Viking-age skeleton found under Norway couple’s house

Archeologists have now found a skeleton in the suspected Viking-era tomb a Norwegian couple discovered last week under their house -- but the bones have been broken into pieces.

Viking-age skeleton found under Norway couple's house
The bones had been broken up. Photo: The Arctic University of Norway
“We have found several bones, and bones from a human,”  archaeologist Jørn Erik Henriksen from Tromsø University told Norway's state TV station NRK. 
 
“The big bones have been affected by some sort of violence, and we can't say what it is.
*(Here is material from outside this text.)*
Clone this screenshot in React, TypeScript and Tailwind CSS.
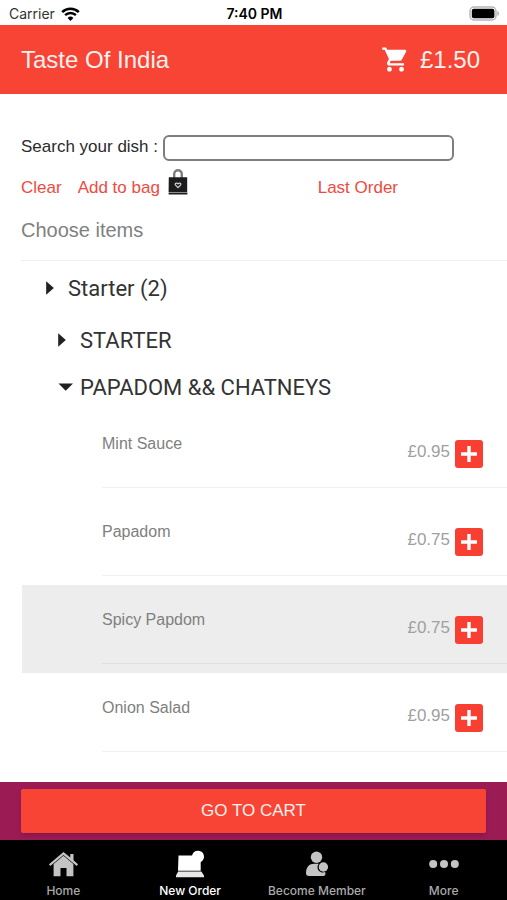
import * as React from "react";

import { MdShoppingCart } from "react-icons/md";

const dishes = [
  { name: "Mint Sauce", price: "£0.95" },
  { name: "Papadom", price: "£0.75" },
  { name: "Spicy Papdom", price: "£0.75" },
  { name: "Onion Salad", price: "£0.95" },
];

const WifiIcon = () => (
  <svg className="w-[19px] h-[14px]" viewBox="0 0 19 14" fill="none" stroke="#000">
    <path d="M1.2 5.1a12 12 0 0 1 16.6 0" strokeWidth="2.6" />
    <path d="M4.1 8.2a7.8 7.8 0 0 1 10.8 0" strokeWidth="2.5" />
    <path d="M9.5 14 6.6 10.9a4.2 4.2 0 0 1 5.8 0Z" fill="#000" stroke="none" />
  </svg>
);

const BatteryIcon = () => (
  <svg className="w-[31px] h-[15px]" viewBox="0 0 31 15">
    <rect x="1" y="1" width="26" height="13" rx="4" fill="#fff" stroke="#b5b5b5" strokeWidth="1.4" />
    <rect x="2.8" y="2.8" width="22.6" height="9.4" rx="2" />
    <path d="M28.3 5v5c1.1-.4 1.8-1.4 1.8-2.5S29.4 5.4 28.3 5Z" fill="#b5b5b5" />
  </svg>
);

const BagIcon = () => (
  <svg className="w-5 h-[26px]" viewBox="0 0 20 26">
    <path d="M6.200 9V5a3.800 3.800 0 0 1 7.600 0v4" fill="none" stroke="#7d7d7d" strokeWidth="2.4" />
    <path d="M.8 8.200h18.400v14.800H.6Z" fill="#1c1c1e" />
    <path d="M.6 23.500h18.800v2H.6Z" fill="#1c1c1e" />
    <path
      d="m10 18.600-2.500-2.400c-1.200-1.500 1-3 2.500-1.300 1.500-1.700 3.700-.2 2.500 1.300Z"
      fill="none"
      stroke="#d5d5d5"
      strokeWidth="1.2"
    />
  </svg>
);

const Arrow = ({ open }: { open?: boolean }) => (
  <svg
    className={open ? "w-4 h-2 mr-1.5" : "w-2 h-3.5 mr-3.5"}
    viewBox={open ? "0 0 16 8" : "0 0 8 14"}
    fill="#212121"
  >
    <path d={open ? "M.5.5h14.500L7.700 7.700Z" : "M.2.200v13.600L7.800 7Z"} />
  </svg>
);

const HomeIcon = () => (
  <svg className="w-[30px] h-[26px]" viewBox="0 0 30 26" fill="#c4c4c4">
    <path d="M15.500.9 1 13.200l1.300 1.700L15.500 4l13.200 10.900 1.300-1.700-4.500-3.900V3.100H22.300v3.400Z" />
    <path d="M15.500 4.800 5.600 13v12.300h6.900v-8.200h6v8.200h6.900V13Z" />
  </svg>
);

const OrderIcon = () => (
  <svg className="w-[30px] h-[28px]" viewBox="0 0 30 28" fill="#fff">
    <path d="M3.5 5.5h13.600a6 6 0 1 1 8.600 6.5v8.700H3Z" />
    <path d="M3.200 21.400h23.200l2.600 4.100v1.800H1v-1.800Z" fill="#e8e8e8" />
  </svg>
);

const MemberIcon = () => (
  <svg className="w-6 h-[26px]" viewBox="0 0 24 26" fill="#c4c4c4">
    <circle cx="11.500" cy="6.300" r="5.700" />
    <path d="M1 22.300c0-6.500 3.500-9.500 8-9.500h5c-1 1-1.500 2-1.500 3.200 0 3.200 2.400 5.500 5.400 5.500.8 0 1.600-.2 2.300-.5.7 2.700-.1 4.100-2 4.100H4c-1.900 0-3-1-3-2.800Z" />
    <circle cx="18.400" cy="16" r="4.700" />
  </svg>
);

const MoreIcon = () => (
  <svg className="w-[30px] h-[26px]" viewBox="0 0 30 26" fill="#c4c4c4">
    <circle cx="4.200" cy="13" r="4" />
    <circle cx="15" cy="13" r="4" />
    <circle cx="25.800" cy="13" r="4" />
  </svg>
);

const tabs = [
  { label: "Home", icon: <HomeIcon /> },
  { label: "New Order", icon: <OrderIcon />, active: true },
  { label: "Become Member", icon: <MemberIcon /> },
  { label: "More", icon: <MoreIcon /> },
];

const App = () => {
  const [search, setSearch] = React.useState("");
  const [selected, setSelected] = React.useState("Spicy Papdom");

  return (
    <div className="flex flex-col min-h-screen bg-white font-['Liberation_Sans',Arial,sans-serif]">
      <div className="grid grid-cols-3 items-center h-[25px] pl-[9px] pr-[7px] pt-0.5 font-[Inter,sans-serif] text-sm text-black">
        <div className="flex items-center gap-1.5">
          <span className="text-[#333]">Carrier</span>
          <WifiIcon />
        </div>
        <p className="text-center font-semibold">7:40 PM</p>
        <div className="flex justify-end">
          <BatteryIcon />
        </div>
      </div>

      <header className="flex items-center justify-between h-[69px] pl-[21px] pr-[27px] bg-[#f74435] text-2xl text-[#fff1ef]">
        <h1>Taste Of India</h1>
        <button className="flex items-center gap-2.5">
          <MdShoppingCart className="w-[29px] h-[29px] text-white" />
          £1.50
        </button>
      </header>

      <main className="flex-1 pl-[21px] pt-[41px]">
        <div className="flex items-center gap-[5px] pr-[53px] text-[17px]">
          <label htmlFor="search" className="leading-5 mb-0.5 text-[#2b2b2b]">
            Search your dish :
          </label>
          <input
            id="search"
            className="flex-1 min-w-0 h-[26px] px-2 border-2 border-[#7c7f7f] rounded-md bg-white"
            value={search}
            onChange={(e) => setSearch(e.target.value)}
          />
        </div>

        <div className="flex items-center justify-between mt-2 h-[38px] pr-[109px] text-[17px] text-[#f04a40]">
          <div className="flex items-center">
            <button className="mr-4" onClick={() => setSearch("")}>
              Clear
            </button>
            <button className="flex items-center gap-2">
              Add to bag
              <span className="mb-3">
                <BagIcon />
              </span>
            </button>
          </div>
          <button>Last Order</button>
        </div>

        <h2 className="flex items-center h-[46px] mb-[7px] text-xl text-[#808080]">
          Choose items
        </h2>

        <div className="border-t border-[#efefef] font-[Roboto,sans-serif] text-[22px] text-[#333]">
          <button className="flex items-center w-full h-[54px] pl-[25px]">
            <Arrow />
            Starter (2)
          </button>
          <button className="flex items-center w-full h-[50px] pl-[37px]">
            <Arrow />
            STARTER
          </button>
          <button className="flex items-center w-full h-11 pl-[37px]">
            <Arrow open />
            PAPADOM && CHATNEYS
          </button>
        </div>

        <ul>
          {dishes.map((dish) => (
            <li
              key={dish.name}
              className={`ml-px pl-20 pb-[9px] ${
                selected === dish.name ? "bg-[#ededed]" : ""
              }`}
              onClick={() => setSelected(dish.name)}
            >
              <div
                className={`flex items-center h-[79px] pr-6 border-b ${
                  selected === dish.name ? "border-[#e0e0e0]" : "border-[#f1f1f1]"
                }`}
              >
                <p className="flex-1 pb-2 text-base text-[#808080]">{dish.name}</p>
                <p className="pt-2 mr-[5px] text-[17px] text-[#a0a0a0]">{dish.price}</p>
                <button
                  aria-label={`Add ${dish.name}`}
                  className="flex items-center justify-center w-7 h-7 mt-3 rounded-[3px] bg-[#f93e32]"
                >
                  <svg className="w-4 h-4" viewBox="0 0 16 16" stroke="#fff" strokeWidth="3.4">
                    <path d="M8 0v16M0 8h16" />
                  </svg>
                </button>
              </div>
            </li>
          ))}
        </ul>
      </main>

      <div className="px-[21px] py-[7px] bg-[#9b1b55]">
        <button className="w-full h-11 rounded-xs bg-[#f74435] shadow-md text-[17px] text-[#fff1ef]">
          GO TO CART
        </button>
      </div>

      <nav className="grid grid-cols-4 h-[60px] bg-black font-[Inter,sans-serif] text-xs font-medium">
        {tabs.map((tab) => (
          <button
            key={tab.label}
            className={`flex flex-col items-center justify-end pb-px ${
              tab.active ? "text-white" : "text-[#a9a9a9]"
            }`}
          >
            <span className="flex items-center h-7 mb-[5px]">{tab.icon}</span>
            <span className="whitespace-nowrap">{tab.label}</span>
          </button>
        ))}
      </nav>
    </div>
  );
};

export default App;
A disturbance, or event has taken place after the body was buried.” 
 
Mariann Kristiansen from Seivåg near Bodø was pulling up the floor of her house with her husband to install insulation last week when they couple found a glass bead, and then a Viking axe. 
 
 
When they contacted the local county archeologist, he concluded it was a Viking-age grave, after which a team from Tromsø University came to inspect the discovery. 
 
Henriksen said his team had yet to carry out carbon dating which could confirm the age of the tomb, and had yet to ascertain the gender of the person buried, but said they still believed the grave was Viking era. 
 
All of the skeleton's larger bones were broken, he said. “We are excited to find out if there are any cut marks on them.”   
 
“We do not know when the grave was given this treatment, but everything indicates that it must have happened long before the house was built in 1914.” 
 
 
As well as the skeleton, archeologists have also found a knife. 
 
From the grave, Henriksen, it did not seem as if the person buried was from the upper echelons of society. 
 
“It may have been a free person, but hardly anyone who belonged to the aristocracy.